Mandatory disclosure is ‘inevitable’ and could address certain challenges

  • Investors look at risk and reward – climate is a huge risk

Extreme weather events and regulatory changes can impact the financial performance of companies. This is why investors want more information from companies to better evaluate these factors. Mandatory disclosure can provide investors with the necessary information in a standardized format to make informed investment decisions and address challenges related to climate change.

  • Investments committed to Net Zero

Over $66 trillion in assets are already covered by a net zero plan, indicating that many investors are working towards reducing their carbon footprint. Companies can disclose climate-related information to help investors evaluate their progress towards achieving net zero targets. This information can include emissions data and information on climate-related risks and opportunities.

  • Need for comparable data in a comparable place

Investors are calling for standardised disclosure that provides comparable data in a single location. Currently, investors are requesting different types of disclosures such as SASB, SBTi and TCFD, which can create confusion and make it difficult to compare data between companies. A standardised approach would make it easier for investors to evaluate companies and for companies themselves to provide the necessary information.

  • Raters/rankers create a selective disclosure problem

As mentioned previously, rating agencies and ranking systems can create a selective disclosure problem and reporting overload, particularly when companies are asked to report to multiple frameworks. The proposed mandatory disclosure rule by SEC has the potential to decrease the number of frameworks that companies need to report to. Instead, companies can direct investors and stakeholders to their SEC filings for the necessary information.

How companies can prepare

  • Align reporting to the GHG Protocol and TCFD

To prepare for the upcoming mandatory disclosure, companies should consider aligning their reporting with the Task Force for Climate-Related Financial Disclosure (TCFD)’s framework and with the Greenhouse Gas Protocol’s emissions accounting methodology as a proposed rule was modelled off them.

  • Examine climate risks and opportunities

Companies should also take a closer look at their climate risks and opportunities and build processes to address them. This includes setting up processes to measure and report on emissions, identifying areas of improvement, and implementing solutions to reduce the company's carbon footprint.


5. Scope 3 Emissions

Scope 3 emissions emerged as a key topic of concern during moderated sessions and networking events. We find it encouraging that sustainability professionals are all facing the challenges of Scope 3 emissions calculation and disclosure together. The reality is that no company has perfected it yet, and this is a complex issue that will require ongoing collaboration and effort to address.

While the GHG Protocol breaks Scope 3 down into 15 categories, the most common challenges around Scope 3 with GreenBiz attendees stemmed from purchased goods and services, including supply chain engagement, and emissions associated with sold products. The following sections share additional details on these topics of concern.

Supplier engagement and data collection

  • Provide tools to help suppliers/share best practices

It is key to establish a partnership with suppliers and provide them with the necessary tools and knowledge to help them improve their sustainability practices. Sharing best practices can also be beneficial for suppliers to learn from one another and enhance their sustainability efforts.

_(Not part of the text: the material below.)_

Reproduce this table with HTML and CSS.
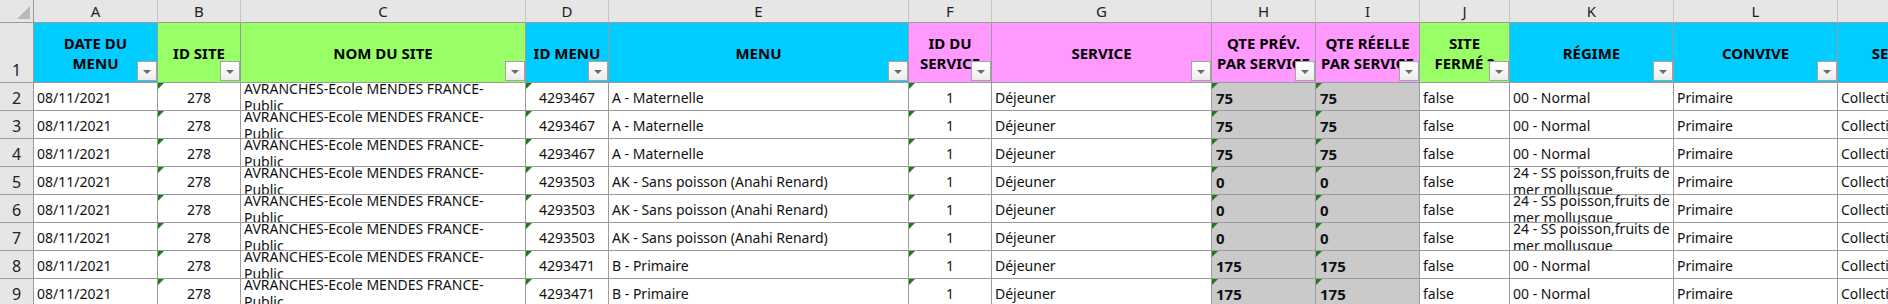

  • Make it clear why you are asking for certain information

To enhance supplier engagement, it's crucial to provide clarity on the purpose behind requesting specific information. Instead of simply sending out a questionnaire, companies should add some context to it, explaining why they need the information and how it will help them achieve their net-zero targets or improve their performance metrics.

  • Include sustainability as a performance metric

By including sustainability as a performance metric, suppliers are more likely to comply with disclosing information. This can be achieved by incorporating sustainability goals and disclosure requirements into their contract language. When suppliers are held accountable for meeting these goals and disclosing information, it can increase their motivation to comply with your company's sustainability reporting requirements.

  • Screen to identify hot spots

Speakers on the subject emphasised the importance of conducting a screening to identify "hot spots" when assessing suppliers. This allows companies to prioritise their efforts and avoid wasting time on areas that may not be material or suppliers that are less impactful.

  • Collect primary data instead of using spend-based calculation

It was highlighted that spend-based calculations for Scope 3 emissions present challenges and limitations. While it may be a good starting point, companies should aim to focus on primary data as they progress further in their sustainability reporting journey. Without primary data, the emissions of the supplier will be viewed as standard for that category, and any innovations or emissions reductions progress they have made will not be captured.  

LCA and sold product emissions

Many manufacturing companies and those that sell products in the market are placing a significant focus on life cycle analysis (LCA) and sold-product emissions. However, it's worth noting that many and organisations are still figuring out the optimal approach. Open-source LCA sites were mentioned as helpful, but if your organisation has the resources, conducting an LCA on your own products is more beneficial. Similar to the spend-based approach for suppliers, having primary data for your products is crucial, and you can then fill in any gaps as needed.

Scope 3 data quality

As mentioned, sustainability professionals are still grappling with how best to calculate Scope 3 emissions. As such, it's important to get comfortable with restatements and prepare leadership for them. It's common and often expected for data to change as enhancements in data collection and calculation are made and companies should be sure to be as transparent as possible when there are any restatements in their disclosures.